> _ENTRIES_:
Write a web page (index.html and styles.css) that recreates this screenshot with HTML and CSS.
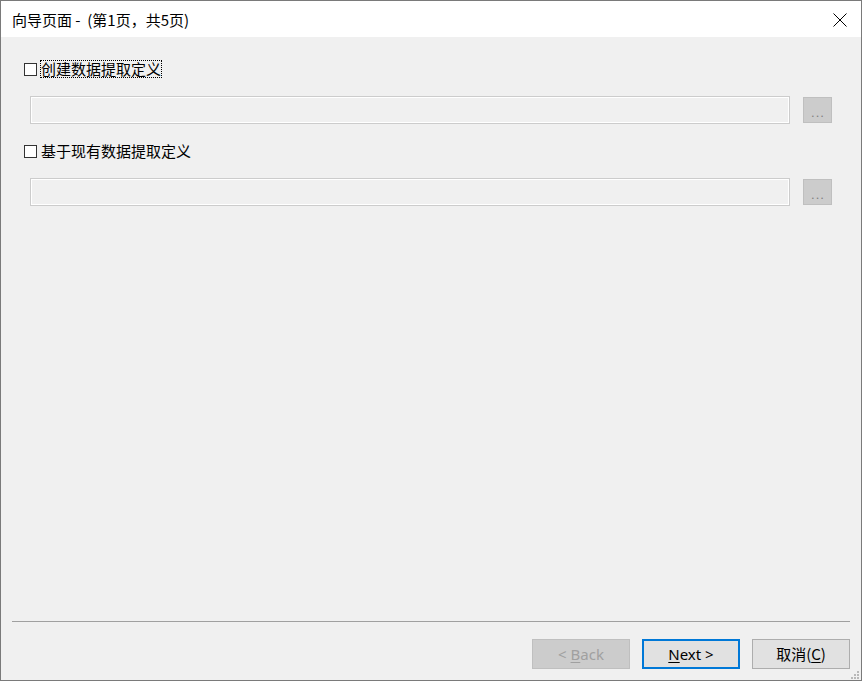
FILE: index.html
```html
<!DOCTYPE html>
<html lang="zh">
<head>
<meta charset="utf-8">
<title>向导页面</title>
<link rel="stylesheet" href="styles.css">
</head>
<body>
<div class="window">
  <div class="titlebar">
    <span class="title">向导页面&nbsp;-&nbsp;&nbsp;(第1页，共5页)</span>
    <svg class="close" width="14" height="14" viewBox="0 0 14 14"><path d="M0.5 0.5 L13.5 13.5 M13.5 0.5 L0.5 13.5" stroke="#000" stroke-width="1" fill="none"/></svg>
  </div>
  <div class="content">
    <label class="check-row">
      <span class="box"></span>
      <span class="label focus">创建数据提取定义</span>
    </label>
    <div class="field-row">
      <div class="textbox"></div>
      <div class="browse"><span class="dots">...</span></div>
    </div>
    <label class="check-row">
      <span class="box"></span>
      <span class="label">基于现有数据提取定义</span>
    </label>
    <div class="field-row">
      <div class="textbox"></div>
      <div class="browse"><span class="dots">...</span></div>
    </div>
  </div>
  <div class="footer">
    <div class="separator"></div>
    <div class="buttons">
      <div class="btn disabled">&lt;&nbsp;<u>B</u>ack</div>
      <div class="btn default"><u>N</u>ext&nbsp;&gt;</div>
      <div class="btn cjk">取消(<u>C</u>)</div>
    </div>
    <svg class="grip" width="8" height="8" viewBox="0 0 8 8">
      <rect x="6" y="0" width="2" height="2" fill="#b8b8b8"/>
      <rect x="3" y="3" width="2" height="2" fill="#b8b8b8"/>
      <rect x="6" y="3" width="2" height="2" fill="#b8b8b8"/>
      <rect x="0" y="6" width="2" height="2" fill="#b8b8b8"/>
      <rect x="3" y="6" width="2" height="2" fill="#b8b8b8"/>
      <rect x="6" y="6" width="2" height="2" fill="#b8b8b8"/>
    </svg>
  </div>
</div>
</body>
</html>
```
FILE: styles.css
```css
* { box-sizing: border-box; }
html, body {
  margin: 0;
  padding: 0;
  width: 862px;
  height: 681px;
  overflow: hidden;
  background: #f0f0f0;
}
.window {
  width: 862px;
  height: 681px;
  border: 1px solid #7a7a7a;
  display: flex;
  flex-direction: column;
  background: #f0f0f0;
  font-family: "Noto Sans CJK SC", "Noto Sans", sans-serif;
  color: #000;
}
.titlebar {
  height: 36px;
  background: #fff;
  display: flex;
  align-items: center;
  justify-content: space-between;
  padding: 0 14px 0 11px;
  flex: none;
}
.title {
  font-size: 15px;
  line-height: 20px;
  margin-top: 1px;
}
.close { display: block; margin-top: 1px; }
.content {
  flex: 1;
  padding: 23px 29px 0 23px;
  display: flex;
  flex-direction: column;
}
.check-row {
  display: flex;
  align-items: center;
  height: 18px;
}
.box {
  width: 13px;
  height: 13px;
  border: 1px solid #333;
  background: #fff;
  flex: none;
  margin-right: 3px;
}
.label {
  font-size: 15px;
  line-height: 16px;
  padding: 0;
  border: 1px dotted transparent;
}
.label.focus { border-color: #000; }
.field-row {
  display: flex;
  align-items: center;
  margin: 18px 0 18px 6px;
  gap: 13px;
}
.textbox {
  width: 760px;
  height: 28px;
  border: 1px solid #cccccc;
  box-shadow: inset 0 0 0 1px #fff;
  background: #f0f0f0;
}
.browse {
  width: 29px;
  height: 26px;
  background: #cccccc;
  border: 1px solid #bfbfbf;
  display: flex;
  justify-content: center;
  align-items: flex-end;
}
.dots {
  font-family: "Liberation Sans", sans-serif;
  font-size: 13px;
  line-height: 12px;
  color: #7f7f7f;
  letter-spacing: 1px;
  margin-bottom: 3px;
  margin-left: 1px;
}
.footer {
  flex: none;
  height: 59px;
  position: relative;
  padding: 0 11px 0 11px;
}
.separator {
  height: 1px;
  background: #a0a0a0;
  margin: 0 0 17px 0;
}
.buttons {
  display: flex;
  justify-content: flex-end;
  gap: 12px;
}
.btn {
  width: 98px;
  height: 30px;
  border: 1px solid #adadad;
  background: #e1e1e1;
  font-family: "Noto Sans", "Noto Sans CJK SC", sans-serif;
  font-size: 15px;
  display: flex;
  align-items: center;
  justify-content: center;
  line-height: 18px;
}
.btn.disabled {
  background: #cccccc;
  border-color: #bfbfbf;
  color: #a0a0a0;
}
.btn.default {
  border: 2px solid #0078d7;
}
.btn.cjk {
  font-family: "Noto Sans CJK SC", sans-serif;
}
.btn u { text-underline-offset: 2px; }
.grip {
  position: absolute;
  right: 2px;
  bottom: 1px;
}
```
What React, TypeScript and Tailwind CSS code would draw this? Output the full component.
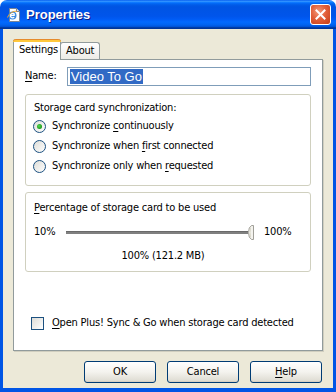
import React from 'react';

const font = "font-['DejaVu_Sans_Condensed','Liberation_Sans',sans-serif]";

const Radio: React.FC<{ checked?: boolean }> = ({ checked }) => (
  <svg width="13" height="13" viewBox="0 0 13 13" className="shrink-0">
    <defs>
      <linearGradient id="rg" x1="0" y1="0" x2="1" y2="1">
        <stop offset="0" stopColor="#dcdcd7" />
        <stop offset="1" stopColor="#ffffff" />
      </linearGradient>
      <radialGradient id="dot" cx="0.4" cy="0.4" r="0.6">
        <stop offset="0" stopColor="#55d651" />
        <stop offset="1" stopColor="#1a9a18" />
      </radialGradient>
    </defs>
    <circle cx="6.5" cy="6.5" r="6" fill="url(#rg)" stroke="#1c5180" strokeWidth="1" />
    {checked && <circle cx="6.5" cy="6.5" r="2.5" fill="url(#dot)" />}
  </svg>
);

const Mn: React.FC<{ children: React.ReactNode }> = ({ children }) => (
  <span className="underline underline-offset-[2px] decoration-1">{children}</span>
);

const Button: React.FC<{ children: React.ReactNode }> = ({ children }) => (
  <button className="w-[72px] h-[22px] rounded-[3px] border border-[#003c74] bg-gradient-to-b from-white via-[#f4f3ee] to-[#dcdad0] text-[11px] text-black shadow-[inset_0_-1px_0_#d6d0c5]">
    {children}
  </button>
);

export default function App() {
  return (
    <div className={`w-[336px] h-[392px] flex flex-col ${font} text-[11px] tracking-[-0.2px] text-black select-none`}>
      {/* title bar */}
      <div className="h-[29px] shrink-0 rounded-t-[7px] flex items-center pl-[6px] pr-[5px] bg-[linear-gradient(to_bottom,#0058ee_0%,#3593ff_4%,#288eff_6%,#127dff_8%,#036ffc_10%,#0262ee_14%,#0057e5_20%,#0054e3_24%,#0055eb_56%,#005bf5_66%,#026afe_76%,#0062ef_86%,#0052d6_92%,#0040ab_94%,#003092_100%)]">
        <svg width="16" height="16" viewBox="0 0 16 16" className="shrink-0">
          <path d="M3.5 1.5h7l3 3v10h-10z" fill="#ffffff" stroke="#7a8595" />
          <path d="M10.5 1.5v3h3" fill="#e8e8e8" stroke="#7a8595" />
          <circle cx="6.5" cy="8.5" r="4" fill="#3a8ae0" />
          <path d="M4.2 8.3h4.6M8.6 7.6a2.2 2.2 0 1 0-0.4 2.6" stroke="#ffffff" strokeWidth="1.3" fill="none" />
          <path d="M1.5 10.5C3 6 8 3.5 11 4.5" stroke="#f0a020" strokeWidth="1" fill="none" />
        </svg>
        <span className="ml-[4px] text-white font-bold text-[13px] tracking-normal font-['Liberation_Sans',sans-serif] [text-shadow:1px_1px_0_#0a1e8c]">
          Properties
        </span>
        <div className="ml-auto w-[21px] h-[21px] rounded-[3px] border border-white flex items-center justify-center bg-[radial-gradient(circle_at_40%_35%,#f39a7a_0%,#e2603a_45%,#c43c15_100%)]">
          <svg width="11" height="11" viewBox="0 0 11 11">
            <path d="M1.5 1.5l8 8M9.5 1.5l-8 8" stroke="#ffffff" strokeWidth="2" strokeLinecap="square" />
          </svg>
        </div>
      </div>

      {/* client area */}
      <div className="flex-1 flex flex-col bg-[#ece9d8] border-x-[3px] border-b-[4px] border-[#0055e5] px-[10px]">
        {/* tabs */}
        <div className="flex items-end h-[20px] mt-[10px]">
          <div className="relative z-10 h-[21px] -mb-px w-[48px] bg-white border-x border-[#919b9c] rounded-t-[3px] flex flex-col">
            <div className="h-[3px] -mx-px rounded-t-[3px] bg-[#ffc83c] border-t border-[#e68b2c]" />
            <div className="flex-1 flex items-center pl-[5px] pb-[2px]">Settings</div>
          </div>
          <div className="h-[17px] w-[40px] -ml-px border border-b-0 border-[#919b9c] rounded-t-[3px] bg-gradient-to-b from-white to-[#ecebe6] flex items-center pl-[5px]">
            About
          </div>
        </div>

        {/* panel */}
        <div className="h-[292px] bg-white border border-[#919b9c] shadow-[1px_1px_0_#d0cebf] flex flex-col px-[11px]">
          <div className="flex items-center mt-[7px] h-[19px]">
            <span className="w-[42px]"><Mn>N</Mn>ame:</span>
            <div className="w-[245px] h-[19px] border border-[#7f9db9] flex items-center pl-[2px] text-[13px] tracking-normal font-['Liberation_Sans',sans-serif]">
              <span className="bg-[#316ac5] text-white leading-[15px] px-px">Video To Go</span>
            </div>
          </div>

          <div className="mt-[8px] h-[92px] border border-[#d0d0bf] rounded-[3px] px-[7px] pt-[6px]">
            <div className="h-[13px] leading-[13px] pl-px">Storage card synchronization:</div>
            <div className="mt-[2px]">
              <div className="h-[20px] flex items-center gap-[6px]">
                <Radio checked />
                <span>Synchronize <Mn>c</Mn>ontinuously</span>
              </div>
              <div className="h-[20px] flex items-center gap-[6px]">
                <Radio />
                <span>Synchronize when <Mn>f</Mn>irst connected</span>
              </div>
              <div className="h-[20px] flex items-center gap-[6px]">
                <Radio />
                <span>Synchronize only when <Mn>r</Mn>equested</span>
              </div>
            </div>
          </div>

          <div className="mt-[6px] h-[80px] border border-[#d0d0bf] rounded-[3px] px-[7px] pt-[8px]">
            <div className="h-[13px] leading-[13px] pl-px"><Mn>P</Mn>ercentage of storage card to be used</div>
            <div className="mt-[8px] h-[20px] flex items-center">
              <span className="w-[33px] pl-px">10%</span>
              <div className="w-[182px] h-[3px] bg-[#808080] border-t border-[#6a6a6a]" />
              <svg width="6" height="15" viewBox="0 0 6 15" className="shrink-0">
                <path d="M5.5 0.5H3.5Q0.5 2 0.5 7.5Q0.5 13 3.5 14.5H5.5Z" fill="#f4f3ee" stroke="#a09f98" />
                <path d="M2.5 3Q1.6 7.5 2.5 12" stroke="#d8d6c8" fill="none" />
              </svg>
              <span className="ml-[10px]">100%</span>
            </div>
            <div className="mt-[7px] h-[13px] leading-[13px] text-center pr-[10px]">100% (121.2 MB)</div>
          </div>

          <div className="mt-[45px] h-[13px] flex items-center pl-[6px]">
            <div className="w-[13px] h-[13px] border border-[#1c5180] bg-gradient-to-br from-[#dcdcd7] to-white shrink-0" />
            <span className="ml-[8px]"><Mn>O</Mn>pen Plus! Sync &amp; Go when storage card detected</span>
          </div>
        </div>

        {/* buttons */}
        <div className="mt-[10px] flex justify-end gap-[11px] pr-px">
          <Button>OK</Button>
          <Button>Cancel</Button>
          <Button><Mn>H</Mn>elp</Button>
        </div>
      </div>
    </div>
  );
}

> _WHAT TO DO_: Reproduce every line from the entries that holds the word "styles".

> _FINISHED TASK_:
Write a web page (index.html and styles.css) that recreates this screenshot with HTML and CSS.
<link rel="stylesheet" href="styles.css">
FILE: styles.css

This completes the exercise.